The most effective service offerings are meticulously designed, consultative in approach, and, most importantly, aligned with long-term organizational objectives. 

That's where seasoned experts like Dennis Mahoney come in. 

Dennis draws from his extensive CS and PS leadership experience at companies like WalkMe, Mixpanel, and PwC Consulting to share ideas and insights on the development and sales of service products.

The Propel24 session focused on:

  1. The steps to finding product-market fit for service offerings
  2. 3 key relationships to nurture on this journey 
  3. What it takes to build and grow a winning team
  4. Expanding and optimizing offerings, and more

3 key partners for finding product-market fit

As the first step in productizing services, you need to focus on understanding three key perspectives: directly from the customer, internally from customer success (CS) and professional services (PS) teams, and from the finance team.

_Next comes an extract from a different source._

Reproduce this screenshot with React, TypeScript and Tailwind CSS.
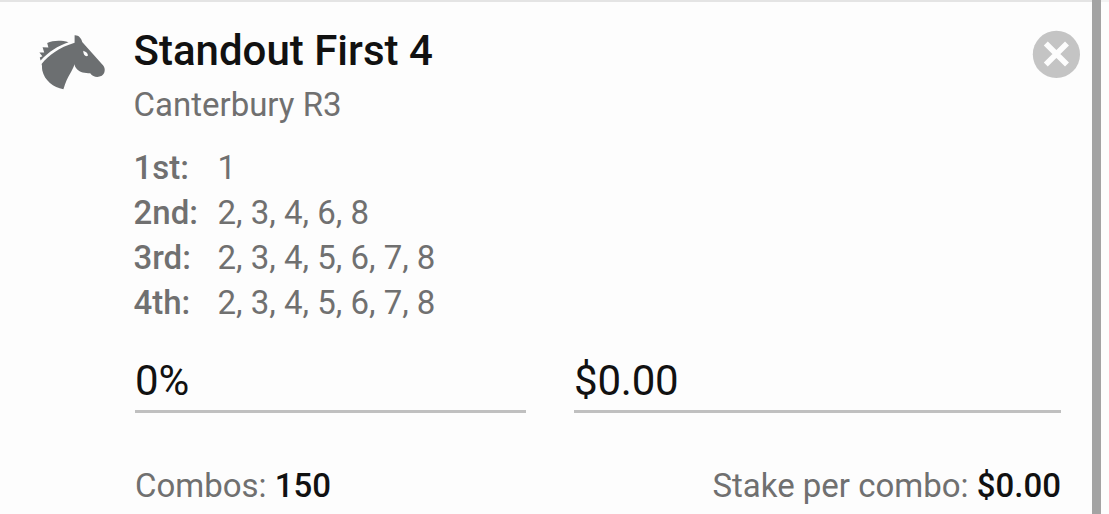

Find product/marketing fit

1. Customer perspective

To understand customer needs, you need to focus on identifying: 

  1. Customers' engagement preferences: Determine if customers want training, on-site visits, real-time customized training, or more flexibility in engaging with your team.
  2. Additional operational support: Assess whether customers can operate your product independently or need support such as staff augmentation or managed services.
  3. Value maximization: Identify what customers need to be successful and derive maximum value from your product.

2. Internal perspective from Customer Success and Professional Services

Collaborate with your Customer Success and Professional Services teams to understand:

  1. The team’s current needs: Evaluate where your CS and PS teams stand today and what resources or support they require to deliver services and support customers effectively.
  2. Customer trends and needs:  Understand how customers move from initial adoption to becoming optimized and expanded users of your product.
  3. Recurring revenue drivers: Recognize what drives recurring revenue, whether it's seats/licenses, adoption models, or data usage. Gather insights on what customers need to optimize value and increase spend on your product.

3. Finance perspective

Establish a strong relationship with the CFO, to understand their goals and be able to speak to them in their language to make informed requests and investments. To build alignment with the finance team, you’ll need to focus on:

  1. Cost understanding: Analyze all the additional costs associated with delivering services and building your team
  2. Financial goals: Align with the financial objectives of your CEO, CFO, and board, such as driving revenue, recovering costs, or planning for future liquidity events
  3. Long-term planning: Develop a clear financial strategy that includes the P&L for professional services, ensuring alignment with the finance team

Developing a service offering

Based on conversations with customers, the customer service team, the sales team, and the finance team, you will have enough information to form a service offering. The key is to align this with the existing sales cycle.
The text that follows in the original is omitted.